What's going on? Am I depressed?
(1) Dear Alice,
How can you tell if you are psychologically depressed? How do you ask? What if you are only depressed sometimes? I am a first-year psychology student, I live in college, and I seem to be having plenty of mood swings lately. I used to be very bubbly and enthusiastic and happy and relaxed all the time, but lately, I've just been edgy and sad, and I cry a lot. What's going on? I've been at university now for nine months. I'm only seventeen, and I live away from home (and I'm happy about that). I still have fun sometimes, and I get involved a lot, but then something will happen and I just bomb. I feel helpless and useless and angry because I am unappreciated. It annoys my friends and that makes me feel even worse. What's going on?
(2) Dear Alice,
How do I know if I am depressed and need help? For about a year now, I have been easily irritated, angry, I cry when something sad or happy happens, I have lost seven pounds (last year), sometimes I have a hard time sleeping at night. I go over everything I did wrong in a day, and I have a hard time trying to concentrate on reading. I have wanted to mention this to my doctor, but I am very shy about it. He says I am physically healthy. I have tried exercising, and taking warm baths to help me feel better. What is wrong with me?

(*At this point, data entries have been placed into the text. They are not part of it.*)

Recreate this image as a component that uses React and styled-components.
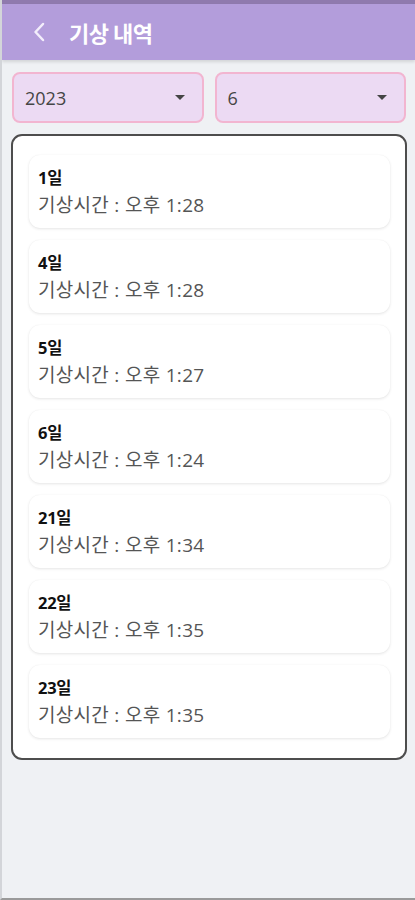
import React from "react";
import styled, { createGlobalStyle } from "styled-components";

const Global = createGlobalStyle`
  html, body { margin: 0; padding: 0; }
  body { background: #eff1f4; font-family: "Open Sans", "Noto Sans CJK KR", sans-serif; }
  * { box-sizing: border-box; }
`;

const Screen = styled.div`
  width: 415px;
  height: 900px;
  background: #eff1f4;
  border-left: 2px solid #d3d5d9;
  border-bottom: 2px solid #9a9a9a;
  display: flex;
  flex-direction: column;
  overflow: hidden;
`;

const StatusStrip = styled.div`
  height: 4px;
  background: #8f7aae;
`;

const Header = styled.header`
  height: 56px;
  background: #b39ddb;
  display: flex;
  align-items: center;
  padding-left: 29px;
  gap: 23px;
  box-shadow: 0 2px 3px rgba(0, 0, 0, 0.12);
`;

const Title = styled.h1`
  margin: 0;
  color: #ffffff;
  font-family: "Noto Sans CJK KR", sans-serif;
  font-size: 22px;
  font-weight: 700;
  letter-spacing: -0.5px;
`;

const Selects = styled.div`
  display: grid;
  grid-template-columns: 1fr 1fr;
  gap: 11px;
  padding: 12px 9px 0 10px;
`;

const Select = styled.div`
  height: 51px;
  background: #ecdaf3;
  border: 2px solid #f2b5d0;
  border-radius: 8px;
  display: flex;
  align-items: center;
  justify-content: space-between;
  padding: 0 17px 0 11px;
  color: #454545;
  font-size: 18px;
`;

const Caret = styled.span`
  width: 0;
  height: 0;
  border-left: 5px solid transparent;
  border-right: 5px solid transparent;
  border-top: 5px solid #444;
`;

const ListBox = styled.div`
  margin: 11px 8px 0 9px;
  background: #ffffff;
  border: 2px solid #4d4d4d;
  border-radius: 11px;
  padding: 19px 15px 20px 16px;
  display: flex;
  flex-direction: column;
  gap: 12px;
`;

const Card = styled.div`
  height: 73px;
  background: #fff;
  border-radius: 11px;
  box-shadow: 0 1px 3px rgba(0, 0, 0, 0.1), 0 0 1px rgba(0, 0, 0, 0.06);
  padding: 8px 9px 8px;
  display: flex;
  flex-direction: column;
  justify-content: center;
`;

const Day = styled.div`
  font-size: 16.5px;
  font-weight: 700;
  color: #111;
  line-height: 26px;
  letter-spacing: -0.3px;
`;

const Time = styled.div`
  font-size: 19px;
  color: #555;
  line-height: 28px;
  letter-spacing: 0.3px;
`;

const items = [
  ["1", "오후 1:28"],
  ["4", "오후 1:28"],
  ["5", "오후 1:27"],
  ["6", "오후 1:24"],
  ["21", "오후 1:34"],
  ["22", "오후 1:35"],
  ["23", "오후 1:35"],
];

export default function App() {
  return (
    <>
      <Global />
      <Screen>
        <StatusStrip />
        <Header>
          <svg width="15" height="22" viewBox="0 0 15 22">
            <path d="M12 3 L4.5 11 L12 19" fill="none" stroke="#f3eefb" strokeWidth="2.5" strokeLinecap="round" strokeLinejoin="round" />
          </svg>
          <Title>기상 내역</Title>
        </Header>
        <Selects>
          <Select>2023<Caret /></Select>
          <Select>6<Caret /></Select>
        </Selects>
        <ListBox>
          {items.map(([d, t]) => (
            <Card key={d}>
              <Day>{d}일</Day>
              <Time>기상시간 : {t}</Time>
            </Card>
          ))}
        </ListBox>
      </Screen>
    </>
  );
}
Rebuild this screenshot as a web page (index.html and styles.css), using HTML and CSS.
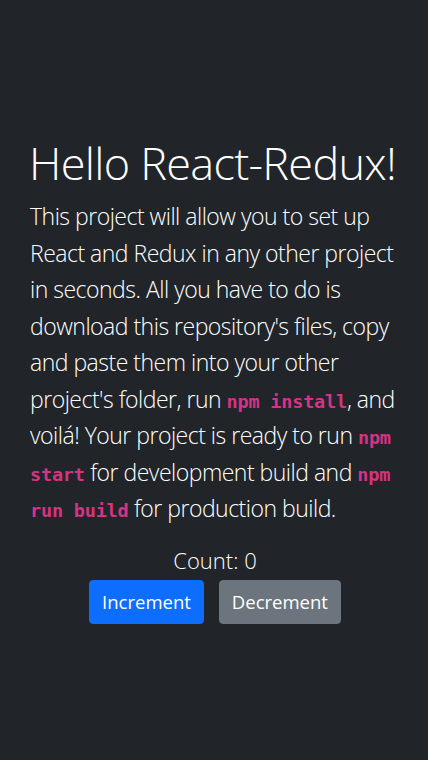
FILE: index.html
```html
<!DOCTYPE html>
<html lang="en">
<head>
<meta charset="utf-8">
<title>Hello React-Redux!</title>
<link rel="stylesheet" href="styles.css">
</head>
<body>
<main class="page">
  <div class="content">
    <h1 class="title">Hello React-Redux!</h1>
    <p class="lead">This project will allow you to set up React and Redux in any other project in seconds. All you have to do is download this repository's files, copy and paste them into your other project's folder, run <code>npm install</code>, and voilá! Your project is ready to run <code>npm start</code> for development build and <code>npm run build</code> for production build.</p>
    <div class="counter">
      <div class="count">Count: 0</div>
      <div class="actions">
        <button class="btn btn-primary">Increment</button>
        <button class="btn btn-secondary">Decrement</button>
      </div>
    </div>
  </div>
</main>
</body>
</html>
```
FILE: styles.css
```css
* { box-sizing: border-box; }
html, body { margin: 0; padding: 0; }
body {
  background: #212529;
  color: #fff;
  font-family: "Open Sans", "Noto Sans", sans-serif;
}
.page {
  min-height: 760px;
  display: flex;
  align-items: center;
  padding: 0 28px 0 30px;
}
.content { width: 100%; }
.title {
  margin: 0 0 8px -1px;
  font-size: 45px;
  font-weight: 300;
  line-height: 1.2;
  letter-spacing: -0.7px;
  white-space: nowrap;
}
.lead {
  margin: 0 0 16px;
  font-size: 23px;
  font-weight: 300;
  line-height: 36.5px;
  letter-spacing: -0.5px;
}
code {
  font-family: "DejaVu Sans Mono", "Liberation Mono", monospace;
  font-size: 18.5px;
  font-weight: 700;
  line-height: 1;
  color: #d63384;
  letter-spacing: -0.2px;
}
.counter {
  display: flex;
  flex-direction: column;
  align-items: center;
  gap: 3px;
}
.count {
  font-size: 22px;
  font-weight: 300;
  line-height: 34px;
}
.actions {
  display: flex;
  gap: 15px;
}
.btn {
  font-family: inherit;
  font-size: 18.5px;
  font-weight: 400;
  line-height: 30px;
  padding: 6px 12px;
  border: 1px solid transparent;
  border-radius: 4px;
  color: #fff;
  cursor: pointer;
}
.btn-primary { background: #0d6efd; border-color: #0d6efd; }
.btn-secondary { background: #6c757d; border-color: #6c757d; }
```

Dear Reader #1 and Helpless,
The word “depression” seems to be thrown around left and right these days, doesn’t it? (“I’m so depressed that the dining hall is out of fries!”). But for those actually experiencing depressed feelings it can be quite a heavy burden to bear, not only for individuals but for society as a whole. In fact, about seven percent of Americans have major depressive disorder (often referred to as "depression"), and it’s one of the leading causes of disability worldwide. Of course, there’s a difference between feeling occasionally blue and being clinically depressed — nearly everyone goes through regular ups and downs, especially in a time of stress and transition, such as starting college. While taking some time to find your emotional footing following a stressful life event is perfectly normal, persistent and severe symptoms might warrant a more thorough evaluation. And, because depression is one of several possible reasons you may be feeling down in the dumps, the only way to truly know what’s going on is by talking with a health care provider.
After evaluating you for any physical underlying causes of feeling down — through a physical examination and tests — you may be connected with a mental health professional who would then be able to evaluate you for psychological conditions. Knowing the symptoms of major depressive disorder may be helpful, but before you jump to any conclusions, it's best to leave the diagnosing to the professionals. To help clarify the idea of going to see a provider, five or more of the following symptoms, persistently lasting at least two weeks may be a sign of depression:
- Depressed mood (or agitation, if you’re an adolescent)
- Loss of interest in most activities
- Unintended weight loss or change in appetite
- Insomnia (not sleeping) or hypersomnia (sleeping excessively)
- Psychomotor changes (e.g., inability to sit still or delayed reactions)
- Feelings of worthlessness or guilt
- Difficulty concentrating
- Recurrent thoughts of death or suicide
Major depressive disorder may not be the only cause of your recent blues. Reader #1, you mention that you’re a first-year at college —perhaps your depressed feelings are more a result of the abrupt transition to college rather than a mental illness? Hyperthyroidism or hypothyroidism (both involve the gland that produces several of your body’s essential hormones) are also two common physiological reasons for mood changes. Other mental health conditions that have similar symptoms include bipolar disorder, premenstrual dysphoric disorder, and substance dependence or withdrawal.
As you mention, Helpless, asking for help can be intimidating, or you may feel embarrassed. For starters, being open about what you’re going though by asking this question is a great first step, so kudos to you! When you’re ready to take that leap (and many people do take that leap), they may recommend a number of different treatment options depending on your specific needs, including counseling, medications, and self-care (e.g., building a social support network, physical activity, or avoiding drugs and alcohol).
Suffice it to say, feelings of depression can be confusing and frustrating, especially if you’re not sure exactly why you’re feeling that way. However, if your mood is disrupting your way of life or your interactions with family and friends, seeking support from a mental health professional may pave the way to figuring out what is going on and get you on the road to brighter days ahead.